Investigation of Microstructure and Mechanical Properties of SAC105 Solders with Sb, In, Ni, and Bi Additions

Abstract

Low Ag lead-free Sn-Ag-Cu (SAC) solders have attracted great interest due to their good drop resistance, high welding reliability, and low melting point. However, low Ag may lead to the degradation of the mechanical properties. Micro-alloying is an effective approach to improving the properties of SAC alloys. In this paper, the effects of minor additions of Sb, In, Ni, and Bi on microstructure, thermal and mechanical properties of Sn-1 wt.%Ag-0.5 wt.%Cu (SAC105) were systematically investigated.
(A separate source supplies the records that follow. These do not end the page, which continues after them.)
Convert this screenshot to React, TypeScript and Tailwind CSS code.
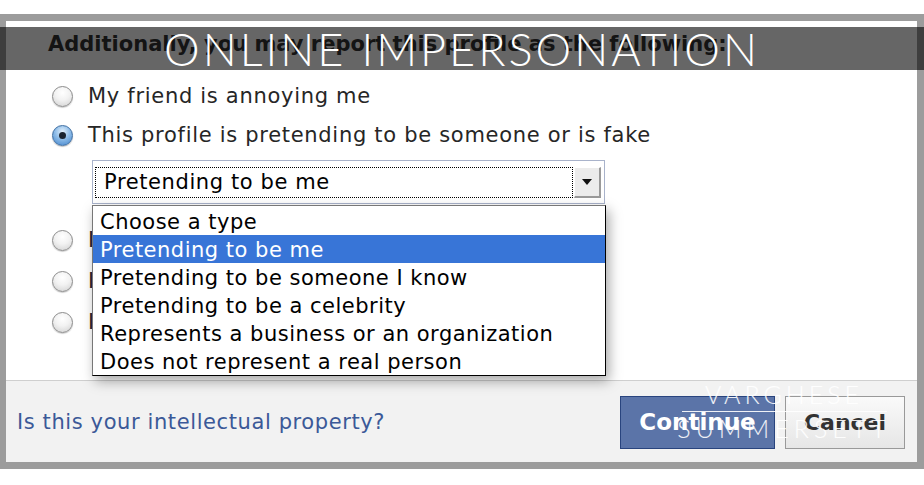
import React from "react";

const options = [
  "Choose a type",
  "Pretending to be me",
  "Pretending to be someone I know",
  "Pretending to be a celebrity",
  "Represents a business or an organization",
  "Does not represent a real person",
];

const Radio = ({ checked = false }: { checked?: boolean }) =>
  checked ? (
    <span className="flex items-center justify-center w-[21px] h-[21px] rounded-full border border-[#3f6fa3] bg-[radial-gradient(circle_at_50%_30%,#e4f1fc_0%,#8fbde8_45%,#3f82cc_100%)] shadow-[0_1px_1px_rgba(0,0,0,0.25)]">
      <span className="w-[7px] h-[7px] rounded-full bg-[#1b2430]" />
    </span>
  ) : (
    <span className="w-[21px] h-[21px] rounded-full border border-[#8c8c8c] bg-[radial-gradient(circle_at_50%_30%,#ffffff_0%,#f2f2f2_45%,#cfcfcf_100%)] shadow-[0_1px_1px_rgba(0,0,0,0.2)]" />
  );

const RadioRow = ({
  label,
  checked,
  className,
}: {
  label: string;
  checked?: boolean;
  className: string;
}) => (
  <div className={`flex items-center gap-[15px] h-[28px] ml-[4px] ${className}`}>
    <Radio checked={checked} />
    <span className="pt-[2px] text-[21px] tracking-[0.7px] text-[#262626] whitespace-nowrap">
      {label}
    </span>
  </div>
);

const SelectBox = () => (
  <div className="relative ml-[44px] mt-[11px] w-[513px]">
    <div className="flex items-center gap-[1px] h-[44px] border border-[#a9b3cb] bg-white pl-[2px] pr-[3px]">
      <div className="flex items-center flex-1 h-[31px] border border-dotted border-black pl-[8px] pt-[2px] text-[21px] tracking-[0.6px] text-black">
        Pretending to be me
      </div>
      <div className="flex items-center justify-center w-[27px] h-[31px] bg-[#ececec] border-t border-l border-t-white border-l-white border-r-2 border-b-2 border-r-[#9a9a9a] border-b-[#9a9a9a]">
        <svg width="10" height="6" viewBox="0 0 10 6">
          <path d="M0 0 L10 0 L5 6 Z" fill="#111" />
        </svg>
      </div>
    </div>
    <div className="absolute left-0 top-[45px] z-10 w-[514px] bg-white border border-[#777] border-r-black border-b-black pt-[1px] shadow-[3px_5px_12px_rgba(0,0,0,0.35)]">
      {options.map((o, i) => (
        <div
          key={o}
          className={`h-[28px] leading-[28px] pl-[7px] pt-[1px] text-[21px] tracking-[0.5px] whitespace-nowrap ${
            i === 1 ? "bg-[#3875d7] text-white" : "text-black"
          }`}
        >
          {o}
        </div>
      ))}
    </div>
  </div>
);

export default function App() {
  return (
    <div className="relative w-[924px] h-[485px] overflow-hidden bg-white font-['DejaVu_Sans',sans-serif]">
      <div className="mt-[14px] border-[#9c9c9c] border-t-[7px] border-l-[6px] border-r-[7px] border-b-[7px]">
        <div className="h-[359px] bg-white pl-[42px] pt-[11px]">
          <div className="h-[24px] leading-[24px] text-[21px] font-bold text-[#333] whitespace-nowrap">
            Additionally, you may report this profile as the following:
          </div>
          <RadioRow className="mt-[26px]" label="My friend is annoying me" />
          <RadioRow
            className="mt-[11px]"
            checked
            label="This profile is pretending to be someone or is fake"
          />
          <SelectBox />
          <RadioRow className="mt-[22px]" label="Inappropriate profile photo" />
          <RadioRow className="mt-[13px]" label="It's harassing me" />
          <RadioRow className="mt-[13px]" label="It's spam" />
        </div>
        <div className="flex items-center justify-between h-[82px] border-t border-[#cfcfcf] bg-[#f2f2f2] pl-[11px] pr-[12px]">
          <a className="pt-[3px] text-[21px] tracking-[0.6px] text-[#3b5998]">
            Is this your intellectual property?
          </a>
          <div className="flex gap-[10px] pt-[2px]">
            <button className="w-[155px] h-[53px] border border-[#29447e] bg-[#5b74a8] text-[23px] font-bold text-white">
              Continue
            </button>
            <button className="w-[120px] h-[53px] border border-[#999] bg-[linear-gradient(#fafafa,#e6e6e6)] text-[22px] font-bold text-[#333]">
              Cancel
            </button>
          </div>
        </div>
      </div>

      <div className="absolute left-0 top-[27px] z-20 flex h-[43px] w-full items-center justify-center bg-black/60 pt-[2px]">
        <span className="font-['Lato',sans-serif] font-light text-[45px] leading-none tracking-[3px] text-white whitespace-nowrap">
          ONLINE IMPERSONATION
        </span>
      </div>

      <div className="absolute left-[634px] top-[382px] z-30 flex w-[300px] flex-col items-center font-['Lato',sans-serif] font-light text-white/90 leading-none">
        <span className="text-[25px] tracking-[4px]">VARGHESE</span>
        <span className="my-[4px] h-px w-[205px] bg-white/90" />
        <span className="text-[25px] tracking-[5px]">SUMMERSETT</span>
      </div>
    </div>
  );
}
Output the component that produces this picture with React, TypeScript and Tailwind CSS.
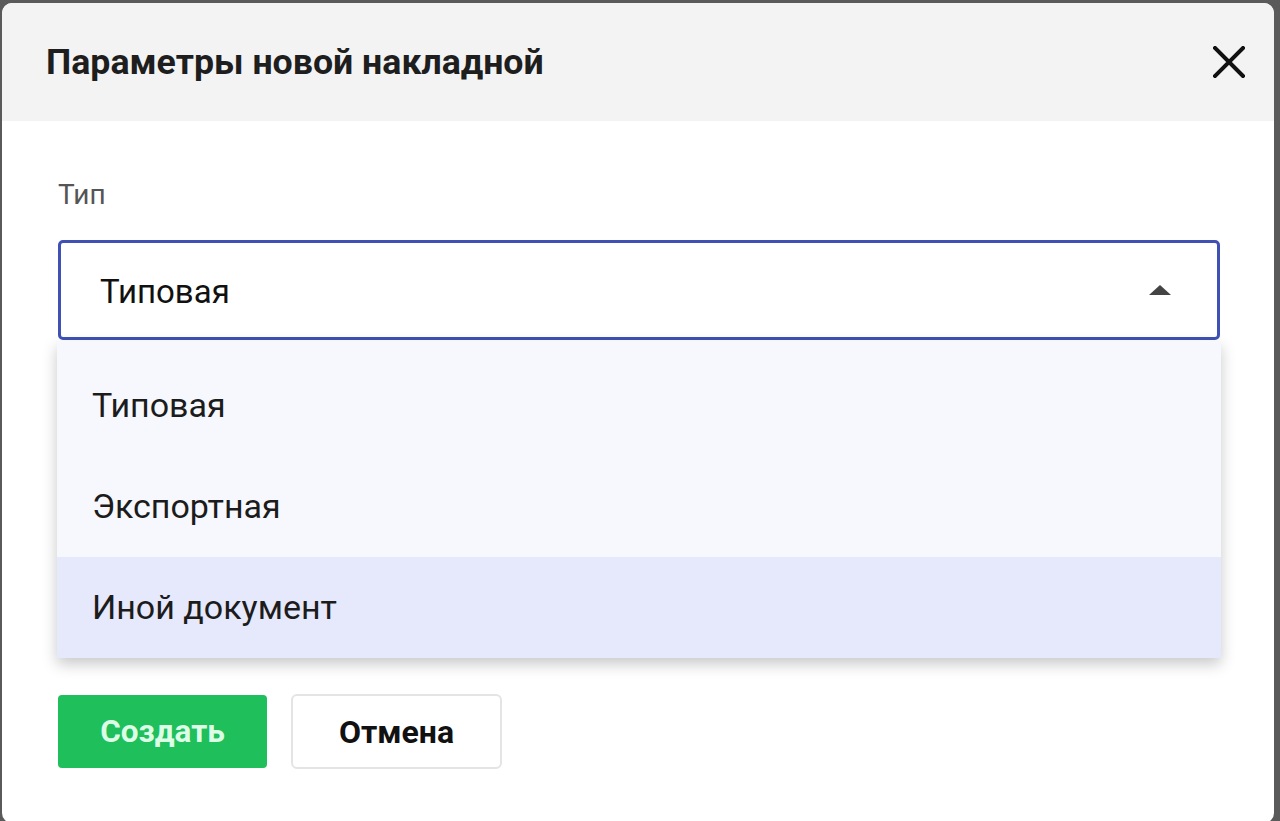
import React from 'react';

const options = ['Типовая', 'Экспортная', 'Иной документ'];

const App = () => {
  const selected = 2;

  return (
    <div className="w-full h-[821px] bg-[#5a5a5a] pt-[3px] pl-[2px] pr-[6px] overflow-hidden font-['Roboto',sans-serif]">
      <div className="bg-white rounded-[10px] h-[820px] flex flex-col">
        {/* Header */}
        <div className="h-[118px] bg-[#f3f3f3] rounded-t-[10px] flex items-center justify-between pl-[44px] pr-[28px]">
          <h2 className="text-[35.7px] font-bold text-[#1e1e1e] mt-[1px]">Параметры новой накладной</h2>
          <button className="w-[34px] h-[34px] flex items-center justify-center">
            <svg width="32" height="32" viewBox="0 0 32 32" fill="none">
              <path d="M2 2L30 30M30 2L2 30" stroke="#111" strokeWidth="4" strokeLinecap="square" />
            </svg>
          </button>
        </div>

        {/* Body */}
        <div className="pl-[56px] pr-[54px] pt-[59px]">
          <div className="h-[30px] leading-[30px] text-[28px] text-[#555]">Тип</div>

          <div className="relative mt-[30px]">
            <div className="h-[100px] border-[3px] border-[#3f51b5] rounded-[5px] flex items-center justify-between pl-[39px] pr-[46px]">
              <span className="text-[33px] text-[#111] mt-[3px]">{options[0]}</span>
              <svg width="22" height="10" viewBox="0 0 22 10">
                <path d="M0 10L11 0L22 10Z" fill="#444" />
              </svg>
            </div>

            {/* Dropdown */}
            <div className="absolute left-[-1px] right-[-1px] top-[101px] z-10 bg-[#f7f8fd] pt-[14px] shadow-[0_6px_14px_rgba(0,0,0,0.22)]">
              {options.map((o, i) => (
                <div
                  key={o}
                  className={`h-[101px] flex items-center pl-[35px] text-[34px] text-[#1c1c1c] ${i === selected ? 'bg-[#e6e8fb]' : ''}`}
                >
                  {o}
                </div>
              ))}
            </div>
          </div>

          {/* Actions */}
          <div className="mt-[355px] flex gap-[24px]">
            <button className="w-[209px] h-[73px] bg-[#1fbf5b] rounded-[4px] text-[31.5px] font-bold text-[#dcfde6]">
              Создать
            </button>
            <button className="w-[211px] h-[75px] -mt-[1px] bg-white border-2 border-[#e4e4e4] rounded-[6px] text-[32px] font-bold text-[#111]">
              Отмена
            </button>
          </div>
        </div>
      </div>
    </div>
  );
};

export default App;
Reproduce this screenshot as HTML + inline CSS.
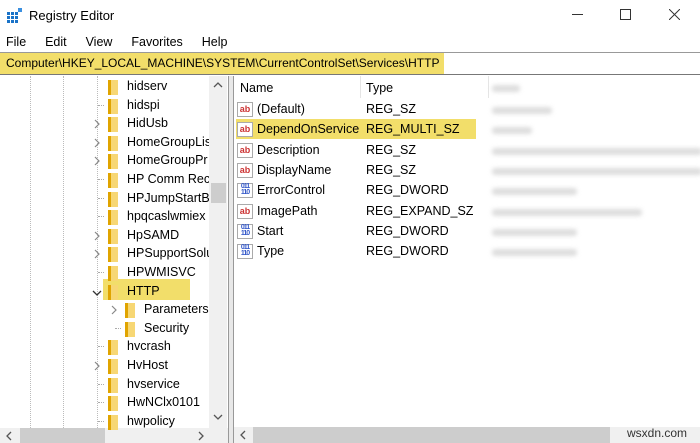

It is found that the microstructure can be refined with intermetallic compounds (IMCs) distributed more evenly in the Sn matrix with additions of Sb, In, and Ni, which brings a combined strengthening mechanism, i.e., solid solution strengthening and precipitation strengthening, leading to the tensile strength improved of SAC105. When Ni is substituted by Bi, the tensile strength is further enhanced with a considerable tensile ductility higher than 25%, which still meets the practical demands. At the same time, the melting point is reduced, the wettability is improved, and the creep resistance is enhanced. Among all the investigated solders, SAC105-2Sb-4.4In-0.3Bi alloy possesses the optimized properties, i.e., the lowest melting point, the best wettability, and the highest creep resistance at room temperature, implying that element alloying plays a vital role in improving the performance of SAC105 solders.